From the entries that follow, gather each line holding the word "this".

**MATERIAL SHOWN**
>> start

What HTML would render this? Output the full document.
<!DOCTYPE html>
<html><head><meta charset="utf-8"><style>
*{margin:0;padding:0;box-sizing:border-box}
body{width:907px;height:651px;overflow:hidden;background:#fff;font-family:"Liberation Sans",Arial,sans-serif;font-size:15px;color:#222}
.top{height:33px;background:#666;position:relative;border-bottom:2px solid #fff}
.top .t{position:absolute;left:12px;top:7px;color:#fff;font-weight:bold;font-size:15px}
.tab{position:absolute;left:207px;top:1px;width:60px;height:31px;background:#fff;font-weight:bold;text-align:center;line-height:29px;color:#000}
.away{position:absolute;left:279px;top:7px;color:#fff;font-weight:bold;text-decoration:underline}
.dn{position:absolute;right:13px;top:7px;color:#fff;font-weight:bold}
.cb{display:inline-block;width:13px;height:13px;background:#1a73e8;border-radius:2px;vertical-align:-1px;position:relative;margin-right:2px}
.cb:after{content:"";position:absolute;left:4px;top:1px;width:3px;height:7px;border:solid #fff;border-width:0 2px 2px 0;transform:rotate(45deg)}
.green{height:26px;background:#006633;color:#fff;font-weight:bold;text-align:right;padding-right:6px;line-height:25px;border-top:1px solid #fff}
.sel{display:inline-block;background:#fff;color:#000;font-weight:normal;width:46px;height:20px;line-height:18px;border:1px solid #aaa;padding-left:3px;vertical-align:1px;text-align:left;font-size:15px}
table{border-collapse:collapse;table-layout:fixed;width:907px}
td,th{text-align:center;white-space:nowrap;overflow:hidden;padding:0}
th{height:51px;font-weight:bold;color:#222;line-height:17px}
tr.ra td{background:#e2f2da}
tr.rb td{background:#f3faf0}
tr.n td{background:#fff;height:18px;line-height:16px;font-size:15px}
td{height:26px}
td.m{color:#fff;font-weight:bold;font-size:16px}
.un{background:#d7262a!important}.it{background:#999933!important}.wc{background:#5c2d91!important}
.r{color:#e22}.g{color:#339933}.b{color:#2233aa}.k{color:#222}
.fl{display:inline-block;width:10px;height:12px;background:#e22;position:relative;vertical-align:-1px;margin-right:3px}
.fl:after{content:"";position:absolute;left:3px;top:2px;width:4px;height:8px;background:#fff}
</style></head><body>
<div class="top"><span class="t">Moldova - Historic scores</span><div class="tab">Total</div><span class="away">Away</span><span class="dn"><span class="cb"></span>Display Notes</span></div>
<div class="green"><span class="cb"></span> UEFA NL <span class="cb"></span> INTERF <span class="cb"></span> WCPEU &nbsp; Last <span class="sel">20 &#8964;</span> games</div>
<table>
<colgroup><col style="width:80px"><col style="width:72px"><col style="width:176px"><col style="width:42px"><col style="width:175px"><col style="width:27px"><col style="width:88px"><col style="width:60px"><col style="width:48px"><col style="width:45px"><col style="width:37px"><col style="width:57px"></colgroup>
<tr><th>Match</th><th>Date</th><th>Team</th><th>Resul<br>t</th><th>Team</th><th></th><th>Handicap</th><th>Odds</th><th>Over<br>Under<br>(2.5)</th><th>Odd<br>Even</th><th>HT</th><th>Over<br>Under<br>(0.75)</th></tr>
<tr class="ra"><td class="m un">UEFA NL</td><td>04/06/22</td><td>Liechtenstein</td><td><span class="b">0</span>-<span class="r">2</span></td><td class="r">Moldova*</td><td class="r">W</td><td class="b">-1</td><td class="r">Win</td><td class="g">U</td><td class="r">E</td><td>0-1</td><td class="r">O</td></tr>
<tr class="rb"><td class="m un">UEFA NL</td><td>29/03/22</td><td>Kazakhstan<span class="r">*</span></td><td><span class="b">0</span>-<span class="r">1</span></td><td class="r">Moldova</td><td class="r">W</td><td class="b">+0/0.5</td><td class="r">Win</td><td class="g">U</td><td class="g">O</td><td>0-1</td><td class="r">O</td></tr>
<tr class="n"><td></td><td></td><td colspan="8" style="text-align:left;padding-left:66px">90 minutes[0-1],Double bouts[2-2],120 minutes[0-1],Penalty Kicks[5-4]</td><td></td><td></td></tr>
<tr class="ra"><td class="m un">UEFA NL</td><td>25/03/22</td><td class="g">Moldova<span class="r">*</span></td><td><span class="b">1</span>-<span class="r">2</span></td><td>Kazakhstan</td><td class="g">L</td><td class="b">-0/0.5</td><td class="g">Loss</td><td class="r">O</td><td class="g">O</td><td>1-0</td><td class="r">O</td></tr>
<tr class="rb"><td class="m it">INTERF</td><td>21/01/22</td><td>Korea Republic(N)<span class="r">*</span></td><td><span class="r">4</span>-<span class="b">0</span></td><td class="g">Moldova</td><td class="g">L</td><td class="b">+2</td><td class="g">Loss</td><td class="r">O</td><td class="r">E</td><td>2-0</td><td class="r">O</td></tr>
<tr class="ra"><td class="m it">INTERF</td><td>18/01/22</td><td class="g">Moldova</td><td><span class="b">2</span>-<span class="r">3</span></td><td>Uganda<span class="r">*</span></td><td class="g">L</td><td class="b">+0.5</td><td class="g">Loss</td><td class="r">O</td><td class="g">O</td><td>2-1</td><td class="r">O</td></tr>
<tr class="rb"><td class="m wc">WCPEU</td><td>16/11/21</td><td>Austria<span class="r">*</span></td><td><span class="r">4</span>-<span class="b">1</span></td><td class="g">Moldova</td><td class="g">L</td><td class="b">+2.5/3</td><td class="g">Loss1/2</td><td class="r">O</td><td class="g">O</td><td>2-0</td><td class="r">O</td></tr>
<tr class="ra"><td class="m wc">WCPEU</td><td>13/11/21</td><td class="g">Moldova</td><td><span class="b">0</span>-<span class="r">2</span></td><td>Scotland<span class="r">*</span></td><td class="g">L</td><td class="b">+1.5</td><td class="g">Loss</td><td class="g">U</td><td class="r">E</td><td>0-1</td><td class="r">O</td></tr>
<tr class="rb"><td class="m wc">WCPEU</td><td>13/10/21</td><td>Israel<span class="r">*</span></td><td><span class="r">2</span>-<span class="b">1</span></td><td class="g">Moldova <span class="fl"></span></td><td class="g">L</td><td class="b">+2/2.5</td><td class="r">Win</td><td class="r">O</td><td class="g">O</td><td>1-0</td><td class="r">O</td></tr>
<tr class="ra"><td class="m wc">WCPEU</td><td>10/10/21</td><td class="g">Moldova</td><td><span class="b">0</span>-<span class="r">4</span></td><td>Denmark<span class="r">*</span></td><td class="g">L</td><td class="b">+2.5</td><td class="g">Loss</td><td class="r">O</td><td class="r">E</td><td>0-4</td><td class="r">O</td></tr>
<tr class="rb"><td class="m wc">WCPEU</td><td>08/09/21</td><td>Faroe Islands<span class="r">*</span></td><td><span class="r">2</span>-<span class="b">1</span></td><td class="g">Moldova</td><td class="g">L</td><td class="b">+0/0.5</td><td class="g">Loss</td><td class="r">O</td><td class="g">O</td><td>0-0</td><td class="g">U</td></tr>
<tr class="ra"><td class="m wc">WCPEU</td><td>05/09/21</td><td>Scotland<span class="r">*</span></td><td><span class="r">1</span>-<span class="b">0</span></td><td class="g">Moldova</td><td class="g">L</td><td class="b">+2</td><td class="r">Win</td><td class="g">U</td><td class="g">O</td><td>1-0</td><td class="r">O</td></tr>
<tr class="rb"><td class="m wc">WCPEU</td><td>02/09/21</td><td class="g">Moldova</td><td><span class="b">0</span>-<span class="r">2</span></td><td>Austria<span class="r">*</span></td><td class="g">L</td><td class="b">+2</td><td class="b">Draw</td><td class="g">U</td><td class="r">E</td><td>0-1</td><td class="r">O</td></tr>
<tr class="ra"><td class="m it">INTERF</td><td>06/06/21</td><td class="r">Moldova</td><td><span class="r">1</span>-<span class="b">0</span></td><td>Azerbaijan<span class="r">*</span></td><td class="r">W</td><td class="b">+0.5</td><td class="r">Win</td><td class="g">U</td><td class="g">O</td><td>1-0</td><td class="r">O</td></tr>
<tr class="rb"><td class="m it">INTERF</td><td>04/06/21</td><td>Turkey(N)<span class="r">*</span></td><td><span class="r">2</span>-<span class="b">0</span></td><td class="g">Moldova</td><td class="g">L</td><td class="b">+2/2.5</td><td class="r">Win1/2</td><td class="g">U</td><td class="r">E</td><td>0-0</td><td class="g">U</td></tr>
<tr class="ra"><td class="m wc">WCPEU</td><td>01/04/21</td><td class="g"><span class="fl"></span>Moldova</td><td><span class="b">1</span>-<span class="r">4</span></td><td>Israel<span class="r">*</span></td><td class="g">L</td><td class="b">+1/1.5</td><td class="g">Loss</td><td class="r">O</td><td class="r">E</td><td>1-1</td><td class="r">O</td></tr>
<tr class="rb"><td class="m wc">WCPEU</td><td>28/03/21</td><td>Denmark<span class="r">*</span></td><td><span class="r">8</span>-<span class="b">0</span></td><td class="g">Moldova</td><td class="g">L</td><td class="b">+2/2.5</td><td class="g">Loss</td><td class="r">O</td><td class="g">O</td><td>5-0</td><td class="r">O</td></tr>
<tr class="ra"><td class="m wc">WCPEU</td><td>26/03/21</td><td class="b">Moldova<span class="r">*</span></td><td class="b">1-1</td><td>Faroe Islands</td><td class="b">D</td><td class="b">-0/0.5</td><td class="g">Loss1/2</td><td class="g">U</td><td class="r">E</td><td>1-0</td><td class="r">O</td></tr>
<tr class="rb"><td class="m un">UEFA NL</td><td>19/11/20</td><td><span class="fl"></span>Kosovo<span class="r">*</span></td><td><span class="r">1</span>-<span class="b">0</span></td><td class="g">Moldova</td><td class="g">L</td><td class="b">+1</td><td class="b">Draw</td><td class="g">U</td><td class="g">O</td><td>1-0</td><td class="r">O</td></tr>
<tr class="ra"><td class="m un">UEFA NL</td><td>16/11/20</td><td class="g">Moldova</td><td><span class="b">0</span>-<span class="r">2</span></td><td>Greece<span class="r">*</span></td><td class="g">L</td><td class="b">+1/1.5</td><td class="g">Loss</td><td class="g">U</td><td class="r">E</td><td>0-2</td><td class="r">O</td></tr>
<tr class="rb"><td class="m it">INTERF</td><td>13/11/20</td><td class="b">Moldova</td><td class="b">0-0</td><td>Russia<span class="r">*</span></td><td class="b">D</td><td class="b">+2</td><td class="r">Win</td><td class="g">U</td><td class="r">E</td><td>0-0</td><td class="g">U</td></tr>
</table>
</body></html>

>> end
>> start

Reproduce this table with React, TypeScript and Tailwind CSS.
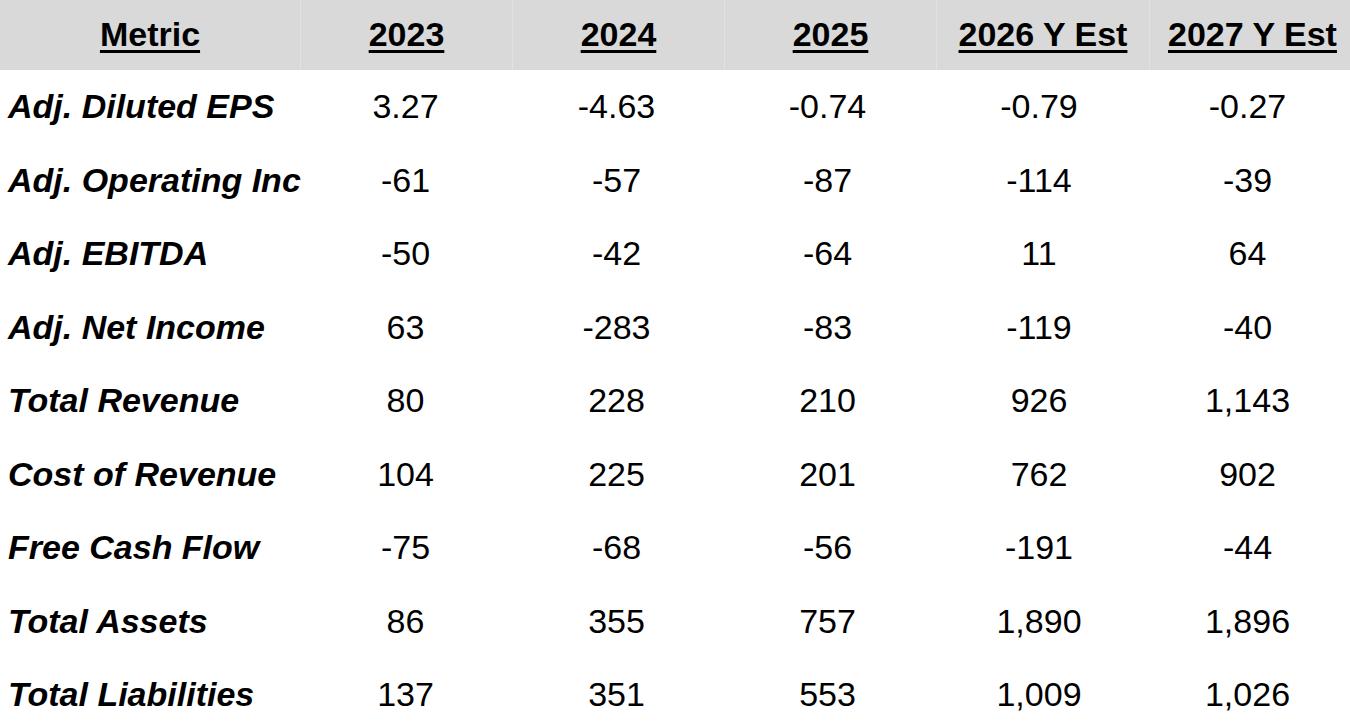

>> end

**SOLUTION**
What HTML would render this? Output the full document.
Reproduce this table with React, TypeScript and Tailwind CSS.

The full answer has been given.